What parents need to know
Parents Need to Know
Parents need to know that this subtitled martial arts epic from Hong Kong and China is a particularly violent example of the genre. Not only are there (beautifully choreographed) martial arts fights, but there's also frequent shooting, stabbing, slicing, explosions -- and lots of blood. There's a serious, tragic tone to the violence, and children and animals are involved in some of it -- a little girl dies after a battle, soldiers fire warning shots at boys, and horses are injured. There are no other real issues except for the occasional iffy word in the subtitles, like "damn," "hell," and "bastard." Teen fans of martial arts movies will want to see this, especially given the presence of stars Andy Lau, Nicholas Tse, and Jackie Chan, but the level of violence shouldn't be underestimated.
What's the story?
In the early days of the Chinese Republic, a warlord, General Hou (Andy Lau), and his sworn brother, Cao Man (Nicholas Tse), ravage the land, conquering, stealing, and slaughtering as they go. Lusting for more power, Cao arranges to betray his old friend through a staged assassination -- in the violence, Hou's daughter is killed. Hou finds himself lost, wanted by his former men, and gravely injured. A cook (Jackie Chan) at the nearby Shaolin temple rescues him and nurses him back to health, and Hou soon finds that the monks' belief in Martial Zen helps him let go of his hatred. Unfortunately, Cao still has some evil plans up his sleeve.
Is it any good?
The movie's well executed, and it has many dazzling moments, but that's not enough to vault it to the top of the heap. Big, historical martial arts epics have been making money in China, so there are a lot of them; SHAOLIN is one of several to make the leap to the United States. Director Benny Chan, who's best known for some of Jackie Chan's more recent films, simply doesn't have the grace or style of someone like Yuen Woo Ping (True Legend) or John Woo (Red Cliff).

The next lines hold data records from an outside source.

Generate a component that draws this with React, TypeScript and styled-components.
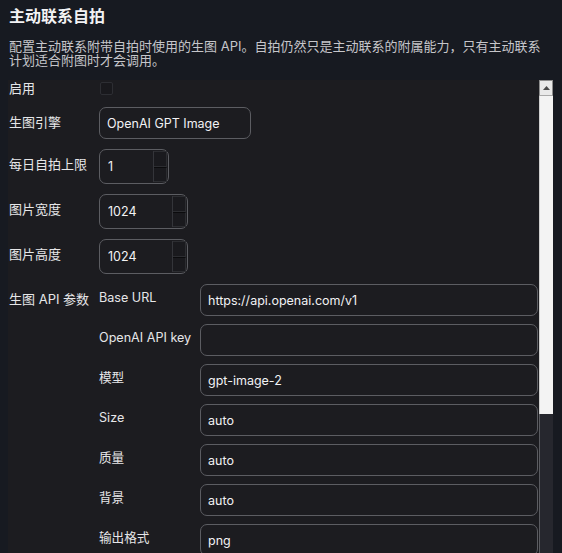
import { Fragment } from 'react'
import styled, { createGlobalStyle } from 'styled-components'

const GlobalStyle = createGlobalStyle`
  html,
  body {
    margin: 0;
    background: #171a21;
    overflow: hidden;
  }

  body {
    font-family: Inter, 'Noto Sans CJK SC', sans-serif;
    color: #e8e8ea;
  }
`

const Page = styled.div`
  padding: 0 9px 0 8px;
`

const Title = styled.h2`
  margin: 0;
  padding: 5px 0 0 1px;
  font-size: 16px;
  line-height: 22px;
  font-weight: 700;
  color: #f2f2f4;
`

const Description = styled.p`
  margin: 12px 8px 0 1px;
  font-size: 13px;
  line-height: 14px;
  color: #c6c6ca;
`

const Panel = styled.div`
  display: flex;
  margin-top: 13px;
  height: 500px;
  background: #1c1c20;
`

const Content = styled.div`
  flex: 1;
  min-width: 0;
  overflow: hidden;
`

const ScrollBar = styled.div`
  display: flex;
  flex-direction: column;
  width: 14px;
`

const ScrollButton = styled.div`
  box-sizing: border-box;
  display: flex;
  align-items: center;
  justify-content: center;
  height: 16px;
  background: #e9e9e9;
  border: 1px solid #8d8d8d;
  border-bottom-color: #a9a9a9;
`

const ScrollThumb = styled.div<{ $size: number }>`
  height: ${({ $size }) => $size}px;
  background: #f3f3f3;
  border-left: 1px solid #cfcfcf;
`

const ScrollTrack = styled.div`
  flex: 1;
  background: #26272e;
  border-left: 1px solid #5a5b60;
`

const Form = styled.div`
  display: grid;
  grid-template-columns: 90px 1fr;
  row-gap: 10px;
  padding: 0 1px 0 1px;
`

const Label = styled.div<{ $compact?: boolean }>`
  font-size: 13px;
  line-height: ${({ $compact }) => ($compact ? '17px' : '18px')};
  padding-top: ${({ $compact }) => ($compact ? '0' : '6px')};
  color: #e6e6e8;
  white-space: nowrap;
`

const CheckCell = styled.div`
  display: flex;
  height: 17px;
`

const Checkbox = styled.input.attrs({ type: 'checkbox' })`
  appearance: none;
  margin: 2px 0 0 1px;
  width: 13px;
  height: 13px;
  border: 1px solid #2d2e33;
  border-radius: 2px;
  background: #19191d;
  box-sizing: border-box;
`

const TextInput = styled.input<{ $width?: number }>`
  box-sizing: border-box;
  width: ${({ $width }) => ($width ? `${$width}px` : '100%')};
  height: 32px;
  padding: 0 7px;
  border: 1px solid #5c5d62;
  border-radius: 7px;
  background: #1c1c20;
  color: #f2f2f4;
  font-family: Inter, 'Noto Sans CJK SC', sans-serif;
  font-size: 12.5px;
  outline: none;
`

const NumberField = styled.div<{ $width: number }>`
  box-sizing: border-box;
  display: flex;
  align-items: stretch;
  width: ${({ $width }) => $width}px;
  height: 35px;
  padding: 1px 1px 1px 0;
  border: 1px solid #5c5d62;
  border-radius: 7px;
  background: #1c1c20;
`

const NumberInput = styled.input`
  flex: 1;
  min-width: 0;
  padding: 0 0 0 8px;
  border: none;
  background: transparent;
  color: #f2f2f4;
  font-family: Inter, 'Noto Sans CJK SC', sans-serif;
  font-size: 12.5px;
  outline: none;
`

const Spinner = styled.div`
  display: flex;
  flex-direction: column;
  width: 13px;
  border-left: 1px solid #34353a;
`

const SpinStep = styled.div`
  flex: 1;
  background: #1a1a1e;
  border: 1px solid #2c2d31;
  border-left: none;

  & + & {
    border-top: 1px solid #0b0b0d;
  }
`

const SubGrid = styled.div`
  display: grid;
  grid-template-columns: 101px 1fr;
  row-gap: 8px;
`

const SubLabel = styled.div`
  font-size: 12.6px;
  line-height: 18px;
  padding-top: 5px;
  color: #e6e6e8;
  white-space: nowrap;
`

const NumberBox = ({ value, width }: { value: string; width: number }) => (
  <NumberField $width={width}>
    <NumberInput inputMode="numeric" defaultValue={value} />
    <Spinner>
      <SpinStep />
      <SpinStep />
    </Spinner>
  </NumberField>
)

const apiParams = [
  { label: 'Base URL', value: 'https://api.openai.com/v1' },
  { label: 'OpenAI API key', value: '' },
  { label: '模型', value: 'gpt-image-2' },
  { label: 'Size', value: 'auto' },
  { label: '质量', value: 'auto' },
  { label: '背景', value: 'auto' },
  { label: '输出格式', value: 'png' },
]

export default function App() {
  return (
    <Page>
      <GlobalStyle />
      <Title>主动联系自拍</Title>
      <Description>
        配置主动联系附带自拍时使用的生图 API。自拍仍然只是主动联系的附属能力，只有主动联系计划适合附图时才会调用。
      </Description>
      <Panel>
        <Content>
          <Form>
            <Label $compact>启用</Label>
            <CheckCell>
              <Checkbox />
            </CheckCell>

            <Label>生图引擎</Label>
            <TextInput $width={152} defaultValue="OpenAI GPT Image" />

            <Label>每日自拍上限</Label>
            <NumberBox value="1" width={70} />

            <Label>图片宽度</Label>
            <NumberBox value="1024" width={89} />

            <Label>图片高度</Label>
            <NumberBox value="1024" width={89} />

            <Label>生图 API 参数</Label>
            <SubGrid>
              {apiParams.map((p) => (
                <Fragment key={p.label}>
                  <SubLabel>{p.label}</SubLabel>
                  <TextInput defaultValue={p.value} />
                </Fragment>
              ))}
            </SubGrid>
          </Form>
        </Content>
        <ScrollBar>
          <ScrollButton>
            <svg width="7" height="4" viewBox="0 0 7 4">
              <polygon points="3.5,0 7,4 0,4" fill="#4a4a4a" />
            </svg>
          </ScrollButton>
          <ScrollThumb $size={318} />
          <ScrollTrack />
        </ScrollBar>
      </Panel>
    </Page>
  )
}
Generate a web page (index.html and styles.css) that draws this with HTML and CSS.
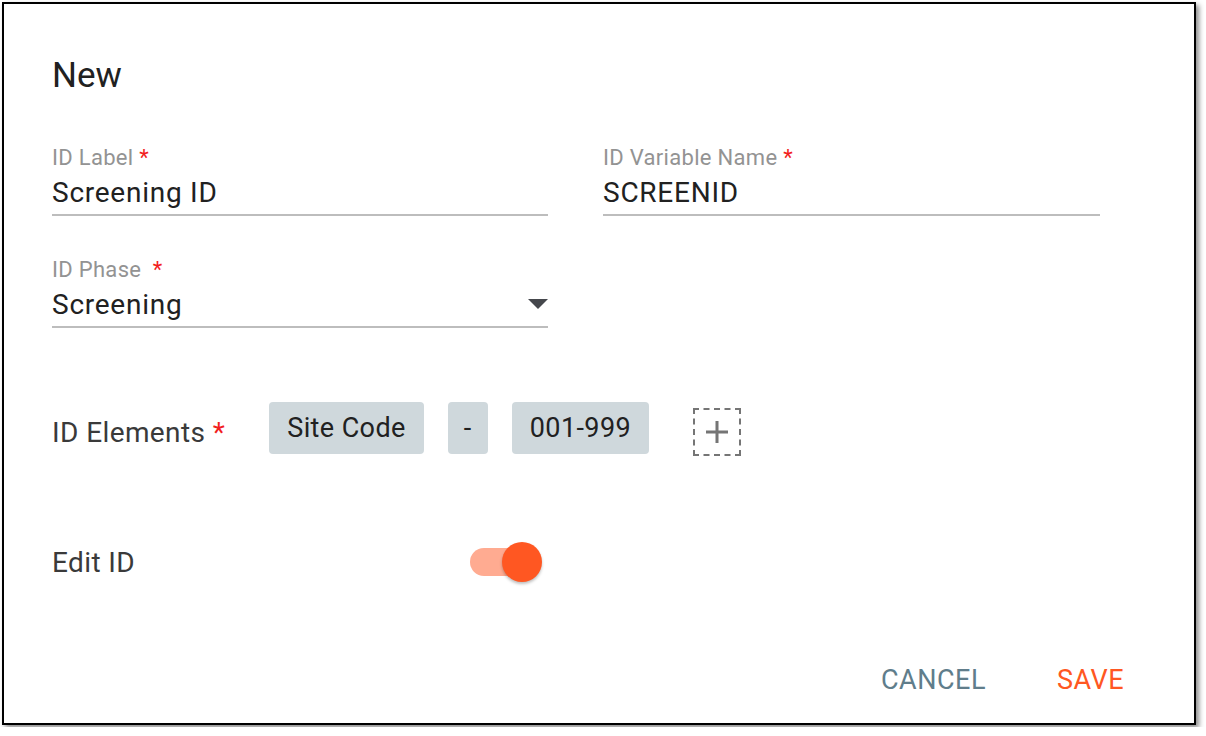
FILE: index.html
```html
<!DOCTYPE html>
<html lang="en">
<head>
    <meta charset="UTF-8">
    <meta name="viewport" content="width=device-width, initial-scale=1.0">
    <title>New ID</title>
    <link rel="stylesheet" href="styles.css">
</head>
<body>
    <div class="dialog">
        <h1 class="dialog-title">New</h1>

        <div class="fields">
            <div class="field">
                <label class="field-label">ID Label <span class="req">*</span></label>
                <div class="field-input">Screening ID</div>
            </div>
            <div class="field">
                <label class="field-label">ID Variable Name <span class="req">*</span></label>
                <div class="field-input">SCREENID</div>
            </div>
            <div class="field field-select">
                <label class="field-label">ID Phase &nbsp;<span class="req">*</span></label>
                <div class="field-input">
                    <span>Screening</span>
                    <svg class="select-arrow" width="20" height="10" viewBox="0 0 20 10">
                        <path d="M0 0 L20 0 L10 10 Z" fill="#45474c"/>
                    </svg>
                </div>
            </div>
        </div>

        <div class="elements-row">
            <div class="row-label">ID Elements <span class="req">*</span></div>
            <div class="chips">
                <span class="chip">Site Code</span>
                <span class="chip chip-narrow">-</span>
                <span class="chip">001-999</span>
                <button class="add-chip" type="button">
                    <svg width="24" height="24" viewBox="0 0 24 24">
                        <path d="M12 1 V23 M1 12 H23" stroke="#757575" stroke-width="3"/>
                    </svg>
                </button>
            </div>
        </div>

        <div class="toggle-row">
            <div class="row-label toggle-label">Edit ID</div>
            <div class="switch on">
                <span class="switch-track"></span>
                <span class="switch-thumb"></span>
            </div>
        </div>

        <div class="actions">
            <button class="btn btn-cancel" type="button">CANCEL</button>
            <button class="btn btn-save" type="button">SAVE</button>
        </div>
    </div>
</body>
</html>
```

FILE: styles.css
```css
body {
    margin: 0;
    background: #fff;
    font-family: Roboto, "Liberation Sans", Arial, sans-serif;
}

.dialog {
    box-sizing: border-box;
    width: 1194px;
    height: 723px;
    margin: 2px;
    padding: 0 70px 0 48px;
    border: 2px solid #000;
    background: #fff;
    box-shadow: 3px 3px 5px rgba(0, 0, 0, 0.45);
    overflow: hidden;
}

.dialog-title {
    margin: 52px 0 0;
    font-size: 35px;
    font-weight: 400;
    line-height: 40px;
    color: #212121;
}

/* Text fields */
.fields {
    display: grid;
    grid-template-columns: 496px 497px;
    column-gap: 55px;
    row-gap: 42px;
    margin-top: 50px;
}

.field-label {
    display: block;
    font-size: 22px;
    line-height: 24px;
    color: #939393;
    letter-spacing: 0.3px;
}

.req {
    color: #f21f1f;
}

.field-input {
    margin-top: 7px;
    padding-bottom: 5px;
    border-bottom: 2px solid #bdbdbd;
    font-size: 28px;
    line-height: 32px;
    color: #212121;
    letter-spacing: 0.75px;
}

.field-select .field-input {
    display: flex;
    justify-content: space-between;
    align-items: center;
}

.select-arrow {
    display: block;
    margin-top: -2px;
}

/* ID elements */
.elements-row {
    display: flex;
    align-items: center;
    height: 56px;
    margin-top: 76px;
}

.row-label {
    font-size: 28px;
    color: #3a3a3a;
    letter-spacing: 0.4px;
}

.chips {
    display: flex;
    align-items: center;
    gap: 24px;
    margin-left: 44px;
}

.chip {
    box-sizing: border-box;
    height: 52px;
    margin-bottom: 8px;
    padding: 0 18px;
    border-radius: 4px;
    background: #cfd8dc;
    font-size: 27px;
    line-height: 52px;
    color: #212121;
    letter-spacing: 0.4px;
}

.chip-narrow {
    width: 40px;
    padding: 0;
    text-align: center;
}

.add-chip {
    display: flex;
    align-items: center;
    justify-content: center;
    width: 48px;
    height: 48px;
    margin-left: 20px;
    padding: 0;
    border: 2px dashed #757575;
    background: none;
}

/* Switch */
.toggle-row {
    display: flex;
    align-items: center;
    height: 40px;
    margin-top: 82px;
}

.toggle-label {
    width: 418px;
}

.switch {
    position: relative;
    width: 74px;
    height: 40px;
}

.switch-track {
    position: absolute;
    left: 0;
    top: 6px;
    width: 68px;
    height: 28px;
    border-radius: 14px;
    background: #ffab91;
}

.switch-thumb {
    position: absolute;
    left: 32px;
    top: 0;
    width: 40px;
    height: 40px;
    border-radius: 50%;
    background: #ff5722;
    box-shadow: 0 2px 3px rgba(0, 0, 0, 0.25);
}

/* Actions */
.actions {
    display: flex;
    justify-content: flex-end;
    gap: 71px;
    margin-top: 80px;
}

.btn {
    padding: 0;
    border: none;
    background: none;
    font-family: inherit;
    font-size: 27px;
    line-height: 36px;
    letter-spacing: 0.5px;
}

.btn-cancel {
    color: #607d8b;
}

.btn-save {
    color: #ff5722;
}
```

Families can talk about...
Families can talk about the movie's violence. How does it compare to other martial arts movies? What about to horror movies? How are certain scenes different from others?
Why would the Shaolin monks practice fighting and martial arts when they're dedicated to compassion? Can violence lead to peace?
The cook learns to believe in himself by using skills he already had in new ways. What skills do you have that could be used in more active or more positive ways?